Per-call-site slab caches for heap-spraying protection
A heap-spraying attack can be carried out by allocating as many objects as possible and filling each with data of the attacker's choosing. If the kernel can be convinced to use that data, perhaps as the address of a function to call, then the attacker can gain control. Heap spraying is not a vulnerability itself, but it can ease the exploitation of an actual vulnerability, such as a use-after-free bug or the ability to overwrite a pointer. The kernel's kmalloc() function (along with several variants) allocates memory from the heap. Since kmalloc() is used heavily throughout the kernel, any call site that can be used for heap spraying can potentially be used to exploit a vulnerability in a distant, unrelated part of the kernel. That makes the kmalloc() heap a tempting target for attackers.
kmalloc() makes its allocations from a set of "buckets" of fixed-sized objects; most (but not all) of those sizes are powers of two. So, for example, a 48-byte allocation request will result in the allocation of a 64-byte object. The structure behind kmalloc() is, in a sense, an array of heaps, each of which is used for allocations of a given size range. This separation can make heap spraying attacks easier, since it is not necessary to overwrite the entire heap to target an object of a given size.

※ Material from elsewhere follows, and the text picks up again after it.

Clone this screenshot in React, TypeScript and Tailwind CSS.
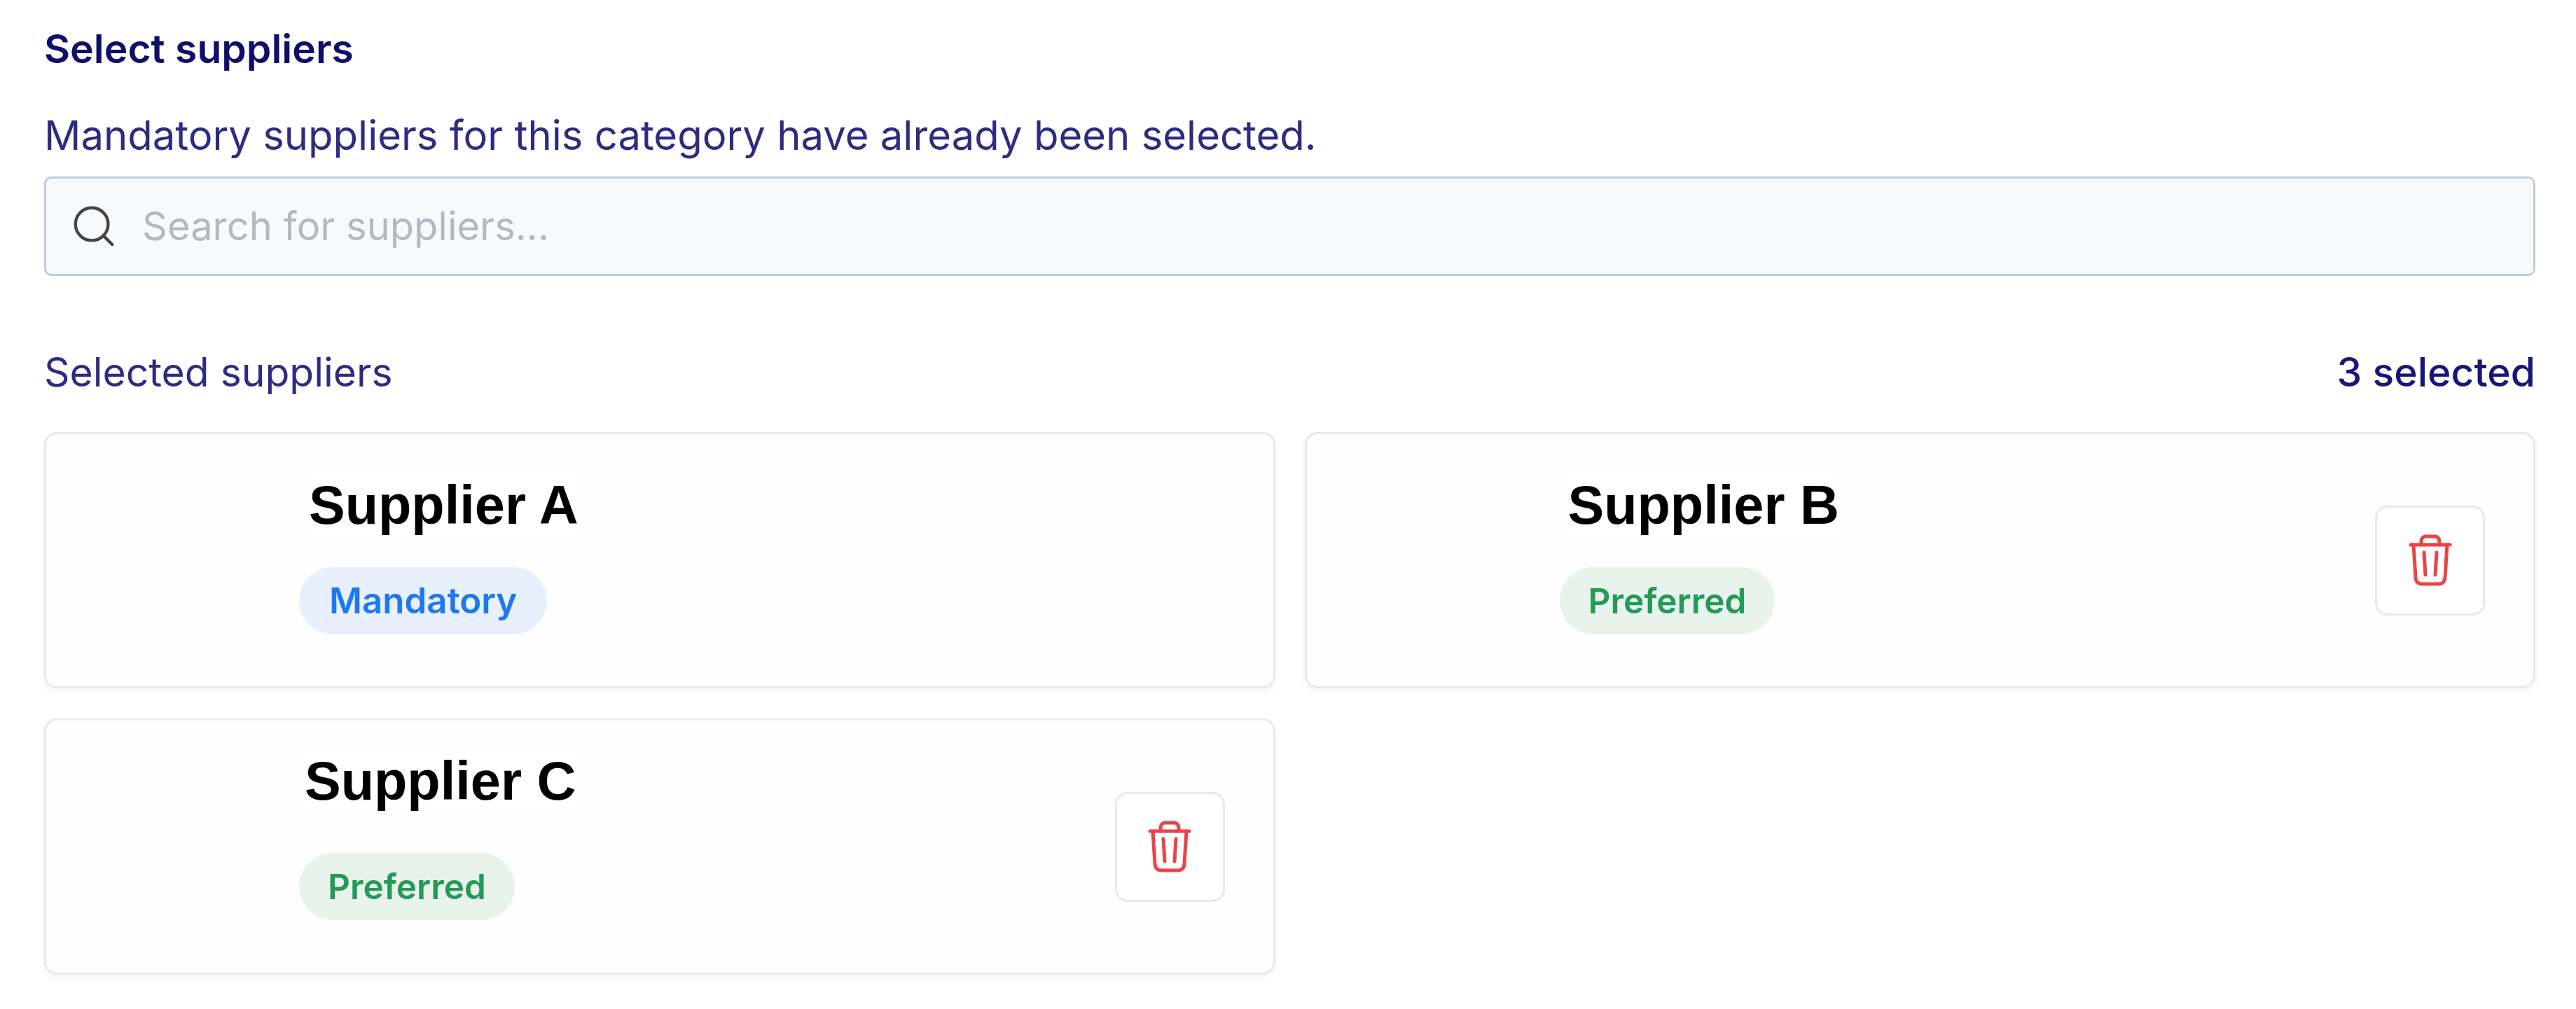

The dedicated bucket allocator creates a separate set of buckets for allocation sites that are deemed to present an especially high heap-spraying risk. For example, any allocation that can be instigated from user space and filled with user-supplied data would be a candidate for a dedicated set of buckets. Then, even if the attacker manages to thoroughly spray that heap, it will not affect any other allocations; the attacker's carefully selected data cannot be used to attack any other part of the kernel.
The way to get the most complete protection from heap spraying would be to create a set of dedicated buckets for every kmalloc() call site. That would be expensive, though; each set of buckets occupies a fair amount of memory. Inefficiency at that level is the sort of tradeoff that kernel developers tend to view with extreme skepticism; creating a set of buckets for every call site simply is not going to happen.
This new patch series from Cook is built around one of those observations that is obvious in retrospect: most kmalloc() call sites request objects of a fixed size that will never change. Often that size (the size of a specific structure, for example) is known at compile time. In such cases, providing the call site with a single dedicated slab for the size that is needed would give an equivalent level of protection against heap-spraying attacks. There is no need to provide buckets for all of the other sizes; they would never be used.
The only problem with that idea is that there are thousands of kmalloc() call sites in the kernel. Going through and examining each one would be a tedious and possibly error-prone task, that would result in a lot of code churn. But the compiler knows whether the size parameter passed to any given kmalloc() call is a compile-time constant or not; all that is needed is a way to communicate that information to the call itself. If that information were accompanied by something that identified the call site, the slab allocator could set up dedicated slabs for the call sites where it makes sense.
So the problem comes down to getting that information to kmalloc() in an efficient way. Cook's approach is an interesting adaptation of the code-tagging framework that was merged for the 6.10 release. Code tagging is part of the memory-allocation profiling subsystem, which is meant to help find allocation-related bugs; it ties allocations to the call site that requested them, so developers can find, for example, the source of a memory leak.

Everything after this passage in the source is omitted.